Nice, eh? With a bit more “wrapping” to hide the ugliness of broadcasting a query to multiple servers, this has some major potential! Since we separated the shards by schema, we could even bootstrap the connections so the same query could be sent to each without any further modifications. Of course, the Postgres foreign data wrapper doesn’t let us set the schema for created servers, so we’d need another workaround like pg_service.conf, but the components are there.

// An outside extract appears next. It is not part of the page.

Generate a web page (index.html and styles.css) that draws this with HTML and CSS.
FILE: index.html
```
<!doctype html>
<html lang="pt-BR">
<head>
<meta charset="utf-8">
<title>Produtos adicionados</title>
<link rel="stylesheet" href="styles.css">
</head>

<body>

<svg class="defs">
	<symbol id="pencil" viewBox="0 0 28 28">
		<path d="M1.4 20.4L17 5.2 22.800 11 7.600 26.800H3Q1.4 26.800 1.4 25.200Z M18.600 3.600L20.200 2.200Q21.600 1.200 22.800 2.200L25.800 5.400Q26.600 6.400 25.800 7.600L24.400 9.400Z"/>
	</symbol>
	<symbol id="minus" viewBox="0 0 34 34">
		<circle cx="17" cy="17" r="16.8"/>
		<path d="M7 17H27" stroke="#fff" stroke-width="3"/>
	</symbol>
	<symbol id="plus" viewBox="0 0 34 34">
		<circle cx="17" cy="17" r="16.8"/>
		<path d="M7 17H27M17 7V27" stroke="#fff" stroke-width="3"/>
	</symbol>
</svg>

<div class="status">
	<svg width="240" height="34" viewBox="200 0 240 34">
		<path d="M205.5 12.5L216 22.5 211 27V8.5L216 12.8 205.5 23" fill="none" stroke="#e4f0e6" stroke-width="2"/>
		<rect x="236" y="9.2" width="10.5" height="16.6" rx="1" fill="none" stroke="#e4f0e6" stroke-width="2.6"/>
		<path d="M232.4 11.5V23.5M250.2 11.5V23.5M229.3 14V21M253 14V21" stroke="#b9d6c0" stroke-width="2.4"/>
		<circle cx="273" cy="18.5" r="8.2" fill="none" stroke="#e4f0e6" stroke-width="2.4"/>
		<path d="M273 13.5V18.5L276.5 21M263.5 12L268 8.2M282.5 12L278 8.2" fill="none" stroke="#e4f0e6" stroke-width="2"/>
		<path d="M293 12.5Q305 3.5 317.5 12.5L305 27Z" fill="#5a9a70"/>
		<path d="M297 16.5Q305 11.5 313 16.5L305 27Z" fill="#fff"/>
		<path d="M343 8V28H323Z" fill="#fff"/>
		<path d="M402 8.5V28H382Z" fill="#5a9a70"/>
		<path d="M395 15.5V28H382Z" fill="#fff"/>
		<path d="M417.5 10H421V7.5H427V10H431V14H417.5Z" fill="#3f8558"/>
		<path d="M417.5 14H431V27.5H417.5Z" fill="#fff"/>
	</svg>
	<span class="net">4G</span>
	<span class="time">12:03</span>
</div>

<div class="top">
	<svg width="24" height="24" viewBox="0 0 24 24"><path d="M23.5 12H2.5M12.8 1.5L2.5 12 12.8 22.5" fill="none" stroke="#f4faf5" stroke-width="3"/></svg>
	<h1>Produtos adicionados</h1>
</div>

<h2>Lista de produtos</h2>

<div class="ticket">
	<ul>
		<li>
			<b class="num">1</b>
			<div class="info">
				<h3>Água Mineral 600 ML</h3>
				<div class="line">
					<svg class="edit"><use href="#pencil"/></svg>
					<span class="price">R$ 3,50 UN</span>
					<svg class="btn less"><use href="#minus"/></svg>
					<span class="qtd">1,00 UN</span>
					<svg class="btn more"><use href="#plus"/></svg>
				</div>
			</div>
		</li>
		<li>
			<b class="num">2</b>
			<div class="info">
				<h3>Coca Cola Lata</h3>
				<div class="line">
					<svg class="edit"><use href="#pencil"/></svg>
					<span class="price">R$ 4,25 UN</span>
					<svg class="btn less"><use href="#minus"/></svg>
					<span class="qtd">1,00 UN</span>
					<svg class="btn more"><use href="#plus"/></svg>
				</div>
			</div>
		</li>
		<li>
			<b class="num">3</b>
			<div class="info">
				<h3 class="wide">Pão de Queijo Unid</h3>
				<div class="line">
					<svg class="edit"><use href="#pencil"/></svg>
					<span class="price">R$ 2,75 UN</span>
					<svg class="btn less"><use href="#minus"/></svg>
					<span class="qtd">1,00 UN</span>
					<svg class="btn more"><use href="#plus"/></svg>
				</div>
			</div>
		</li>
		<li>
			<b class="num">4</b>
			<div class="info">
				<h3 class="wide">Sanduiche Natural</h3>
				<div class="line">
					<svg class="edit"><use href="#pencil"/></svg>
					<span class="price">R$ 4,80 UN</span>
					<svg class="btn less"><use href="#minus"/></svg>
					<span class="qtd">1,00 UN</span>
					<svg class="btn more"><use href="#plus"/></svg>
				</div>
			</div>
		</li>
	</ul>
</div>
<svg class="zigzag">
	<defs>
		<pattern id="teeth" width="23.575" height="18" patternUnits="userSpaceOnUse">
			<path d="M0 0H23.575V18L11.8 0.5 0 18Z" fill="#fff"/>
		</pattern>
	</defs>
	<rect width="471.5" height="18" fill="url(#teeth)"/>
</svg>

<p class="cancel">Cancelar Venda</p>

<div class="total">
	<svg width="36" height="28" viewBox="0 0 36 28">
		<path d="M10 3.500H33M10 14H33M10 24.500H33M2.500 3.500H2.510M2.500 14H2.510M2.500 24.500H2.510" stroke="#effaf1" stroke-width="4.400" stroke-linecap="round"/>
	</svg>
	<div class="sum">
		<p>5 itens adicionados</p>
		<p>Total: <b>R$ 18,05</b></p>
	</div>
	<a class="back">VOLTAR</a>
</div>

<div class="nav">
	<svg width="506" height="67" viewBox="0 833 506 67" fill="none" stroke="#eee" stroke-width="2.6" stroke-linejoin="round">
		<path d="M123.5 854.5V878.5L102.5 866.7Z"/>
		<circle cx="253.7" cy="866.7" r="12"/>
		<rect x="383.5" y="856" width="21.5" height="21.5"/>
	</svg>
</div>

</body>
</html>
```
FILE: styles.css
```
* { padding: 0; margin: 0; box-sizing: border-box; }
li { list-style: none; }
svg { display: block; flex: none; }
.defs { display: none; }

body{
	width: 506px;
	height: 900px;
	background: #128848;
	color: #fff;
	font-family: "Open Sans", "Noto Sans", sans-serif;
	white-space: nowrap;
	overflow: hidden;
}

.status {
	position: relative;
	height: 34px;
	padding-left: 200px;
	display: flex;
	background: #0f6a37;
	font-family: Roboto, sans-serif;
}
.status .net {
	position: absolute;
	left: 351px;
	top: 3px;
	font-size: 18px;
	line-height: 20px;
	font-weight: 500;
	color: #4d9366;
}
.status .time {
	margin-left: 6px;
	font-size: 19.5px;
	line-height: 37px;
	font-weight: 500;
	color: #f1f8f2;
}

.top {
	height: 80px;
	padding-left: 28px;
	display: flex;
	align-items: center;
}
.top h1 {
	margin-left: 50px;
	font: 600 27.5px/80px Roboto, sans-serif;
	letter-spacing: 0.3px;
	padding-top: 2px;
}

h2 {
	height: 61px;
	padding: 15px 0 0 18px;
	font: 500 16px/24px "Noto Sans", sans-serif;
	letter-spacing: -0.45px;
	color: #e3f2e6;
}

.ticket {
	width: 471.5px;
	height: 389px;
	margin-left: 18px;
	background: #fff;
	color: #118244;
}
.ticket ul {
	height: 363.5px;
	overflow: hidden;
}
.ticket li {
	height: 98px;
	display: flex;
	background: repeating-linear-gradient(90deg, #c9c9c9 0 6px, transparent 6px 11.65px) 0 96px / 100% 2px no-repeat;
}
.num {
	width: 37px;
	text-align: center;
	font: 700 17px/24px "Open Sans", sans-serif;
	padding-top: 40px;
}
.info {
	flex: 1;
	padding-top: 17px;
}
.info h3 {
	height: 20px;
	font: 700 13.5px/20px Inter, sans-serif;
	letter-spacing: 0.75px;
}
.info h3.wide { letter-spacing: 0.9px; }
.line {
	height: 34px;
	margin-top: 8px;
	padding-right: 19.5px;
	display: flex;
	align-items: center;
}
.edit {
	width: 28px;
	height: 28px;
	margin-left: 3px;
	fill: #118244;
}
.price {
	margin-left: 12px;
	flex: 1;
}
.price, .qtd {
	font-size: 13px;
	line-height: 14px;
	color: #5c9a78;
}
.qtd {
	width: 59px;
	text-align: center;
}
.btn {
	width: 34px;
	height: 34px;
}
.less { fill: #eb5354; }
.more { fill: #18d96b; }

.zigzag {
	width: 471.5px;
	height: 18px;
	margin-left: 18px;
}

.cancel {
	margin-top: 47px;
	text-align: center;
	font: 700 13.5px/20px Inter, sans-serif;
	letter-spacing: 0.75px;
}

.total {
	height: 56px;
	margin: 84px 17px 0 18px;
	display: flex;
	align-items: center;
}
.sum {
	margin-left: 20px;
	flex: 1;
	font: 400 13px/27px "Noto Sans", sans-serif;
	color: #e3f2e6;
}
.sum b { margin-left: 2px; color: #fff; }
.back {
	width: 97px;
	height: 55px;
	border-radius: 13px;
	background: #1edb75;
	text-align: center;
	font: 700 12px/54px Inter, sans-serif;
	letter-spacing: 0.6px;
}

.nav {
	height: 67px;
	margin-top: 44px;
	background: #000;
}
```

The primary caveat is that this approach works best for queries that drastically reduce the query set using aggregates. The problem is that Postgres needs to run the query on each system, fetch the results into a temporary structure, and then return it again from the distribute() function. This means there’s an inversely proportional relationship between row count and speed; there’s a lot of overhead involved.

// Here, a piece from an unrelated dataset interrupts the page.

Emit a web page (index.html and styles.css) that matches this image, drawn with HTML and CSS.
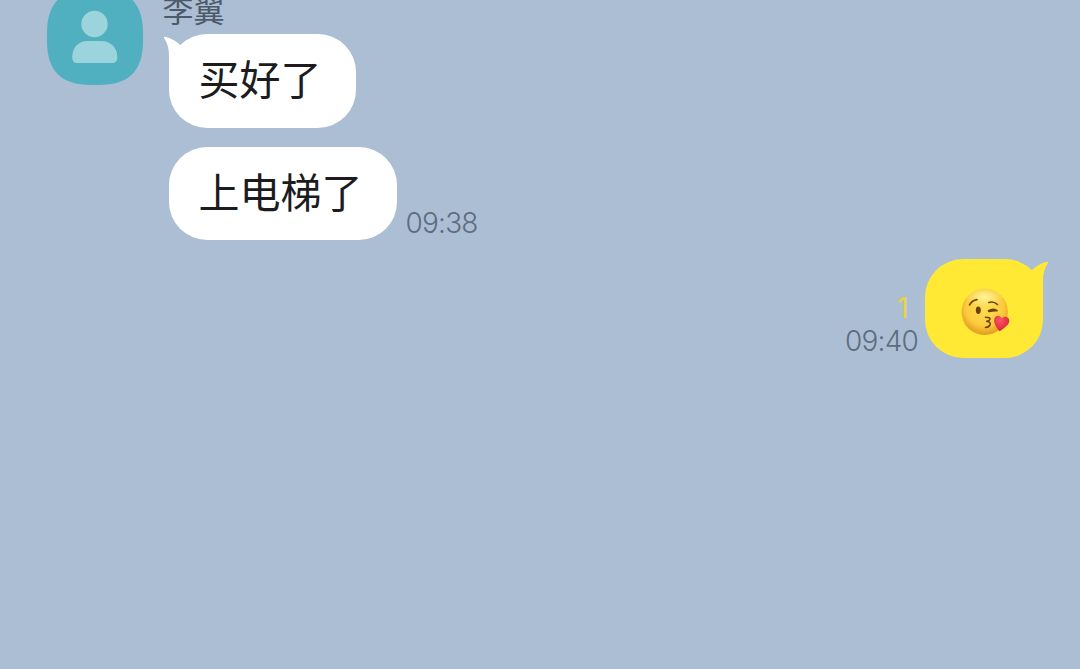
FILE: index.html
```html
<!DOCTYPE html>
<html lang="zh-CN">

<head>
    <meta charset="UTF-8">
    <title>李翼</title>
    <link rel="stylesheet" href="styles.css">
</head>

<body>
    <main class="chat">
        <section class="group">
            <svg class="avatar" viewBox="0 0 96 96">
                <path fill="#50b0bf" d="M44 0H52C82 0 96 14 96 44V52C96 82 82 96 52 96H44C14 96 0 82 0 52V44C0 14 14 0 44 0Z"/>
                <circle cx="47.5" cy="35" r="13.2" fill="#9bd4dc"/>
                <path fill="#9bd4dc" d="M25.2 68C25.2 58 32 52 41 52H54C63 52 70.3 58 70.3 68Q70.3 74 65 74H30Q25.2 74 25.2 68Z"/>
            </svg>
            <div class="messages">
                <div class="name">李翼</div>
                <div class="row">
                    <div class="bubble">
                        <svg class="tail" viewBox="0 0 24 40">
                            <path d="M0.3 2.5Q-1 0 2 1Q10 3 15.5 8.5L24 14V40H5V20Q5 9 0.3 2.5Z"/>
                        </svg>
                        <span class="text">买好了</span>
                    </div>
                </div>
                <div class="row">
                    <div class="bubble"><span class="text">上电梯了</span></div>
                    <div class="meta">
                        <time>09:38</time>
                    </div>
                </div>
            </div>
        </section>

        <section class="row mine">
            <div class="meta">
                <span class="unread">1</span>
                <time>09:40</time>
            </div>
            <div class="bubble">
                <svg class="tail" viewBox="0 0 24 40">
                    <path d="M0.3 2.5Q-1 0 2 1Q10 3 15.5 8.5L24 14V40H5V20Q5 9 0.3 2.5Z"/>
                </svg>
                <svg class="emoji" viewBox="0 0 50 48" role="img" aria-label="😘">
                    <defs>
                        <radialGradient id="face" cx="50%" cy="40%" r="62%">
                            <stop offset="0" stop-color="#ffde55"/>
                            <stop offset=".65" stop-color="#fccb3d"/>
                            <stop offset="1" stop-color="#e0941c"/>
                        </radialGradient>
                        <radialGradient id="shine" cx="50%" cy="45%" r="50%">
                            <stop offset="0" stop-color="#fff8a0" stop-opacity=".9"/>
                            <stop offset="1" stop-color="#fff8a0" stop-opacity="0"/>
                        </radialGradient>
                        <radialGradient id="heart" cx="40%" cy="30%" r="75%">
                            <stop offset="0" stop-color="#fa5661"/>
                            <stop offset="1" stop-color="#d91f38"/>
                        </radialGradient>
                    </defs>
                    <circle cx="23.7" cy="23.8" r="23.2" fill="url(#face)"/>
                    <ellipse cx="23.5" cy="10" rx="19" ry="9.5" fill="url(#shine)"/>
                    <ellipse cx="17.3" cy="22.3" rx="2.5" ry="3.7" fill="#6d4308"/>
                    <g fill="none" stroke="#6d4308" stroke-linecap="round" stroke-linejoin="round">
                        <path stroke-width="1.6" d="M8.5 17Q11 12.3 16 11.6"/>
                        <path stroke-width="1.6" d="M27.8 14.5Q32.5 12.8 36.5 16.5"/>
                        <path stroke-width="1.7" d="M27.5 23Q31.5 19.8 36 22.6M28 23.4Q32 22.3 36 22.6"/>
                        <path stroke-width="1.6" d="M24.5 29.2Q29.5 29.2 29 31.2Q28.5 33 25.8 33.4Q30 34 29.2 36.5Q28.5 39 24.5 39.5"/>
                    </g>
                    <path fill="url(#heart)" d="M38.6 43.2C35 39.5 32.5 34.5 33.2 31.2C34 27 39 26.5 40.8 30.3C43.5 27 48.6 29 48.3 33C48 37 43 40.5 38.6 43.2Z"/>
                </svg>
            </div>
        </section>
    </main>
</body>

</html>
```
FILE: styles.css
```css
* {
    box-sizing: border-box;
}

body {
    margin: 0;
    background-color: #acbed4;
    font-family: "Liberation Sans", "Noto Sans CJK SC", sans-serif;
}

.chat {
    height: 669px;
    padding: 0 37px 0 47px;
    overflow: hidden;
}

.group {
    display: flex;
    align-items: flex-start;
    gap: 25.5px;
    margin-top: -11px;
}

.avatar {
    width: 96px;
    height: 96px;
}

.messages {
    display: flex;
    flex-direction: column;
    gap: 19px;
}

.name {
    height: 26px;
    margin-left: -6px;
    font-family: "Noto Sans CJK SC", sans-serif;
    font-size: 31px;
    font-weight: 400;
    line-height: 40px;
    color: #4c5a69;
}

.row {
    display: flex;
    align-items: flex-end;
    gap: 9px;
}

.bubble {
    position: relative;
    height: 93.5px;
    padding: 0 34px 0 30px;
    border-radius: 38px;
    background-color: #fff;
    color: #1c1c1e;
}

.text {
    display: block;
    font-family: "Noto Sans CJK SC", sans-serif;
    font-size: 41px;
    line-height: 86px;
    white-space: nowrap;
}

/* little ear on the corner of the first bubble */
.tail {
    position: absolute;
    top: 2px;
    left: -5px;
    width: 24px;
    height: 40px;
    fill: #fff;
}

.meta {
    display: flex;
    flex-direction: column;
    align-items: flex-end;
    padding-bottom: 1px;
    font-family: Inter, sans-serif;
    font-size: 28px;
    line-height: 32px;
    letter-spacing: -0.8px;
    font-weight: 350;
    color: #5c6d7f;
}

.unread {
    margin: 0 10px 1px 0;
    font-size: 29px;
    font-weight: 400;
    color: #e6d548;
}

.mine {
    justify-content: flex-end;
    gap: 7px;
    margin-top: 19px;
}

.mine .bubble {
    width: 118px;
    height: 99px;
    padding: 29px 0 0 36px;
    background-color: #ffe935;
}

.mine .tail {
    left: auto;
    right: -5px;
    transform: scaleX(-1);
    fill: #ffe935;
}

.emoji {
    display: block;
    width: 50px;
    height: 48px;
}
```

Take a look at what happens when we try to run the aggregate locally:

\timing on

SELECT count(*) FROM pmpp.distribute( NULL::sensor_log, 'loopback',
  array[
    'SELECT * FROM shard_1.sensor_log
      WHERE reading_date::TIME >= ''14:00''
        AND reading_date::TIME < ''15:00''',
    'SELECT * FROM shard_2.sensor_log
      WHERE reading_date::TIME >= ''14:00''
        AND reading_date::TIME < ''15:00''',
    'SELECT * FROM shard_3.sensor_log
      WHERE reading_date::TIME >= ''14:00''
        AND reading_date::TIME < ''15:00''',
    'SELECT * FROM shard_4.sensor_log
      WHERE reading_date::TIME >= ''14:00''
        AND reading_date::TIME < ''15:00'''
  ]
);

Time: 4059.308 ms

Basically, do anything possible to reduce the result set on queries. Perform aggregation remotely if possible, and don’t be surprised if pulling back tens of thousands of rows takes a bit longer than expected.

Given that caveat, this is a very powerful extension. It’s still very early in its development cycle, and could use some more functionality, but the core is definitely there. Now please excuse me while I contemplate ways to glue it to my shard_manager extension and methods of wrapping it to simplify invocation.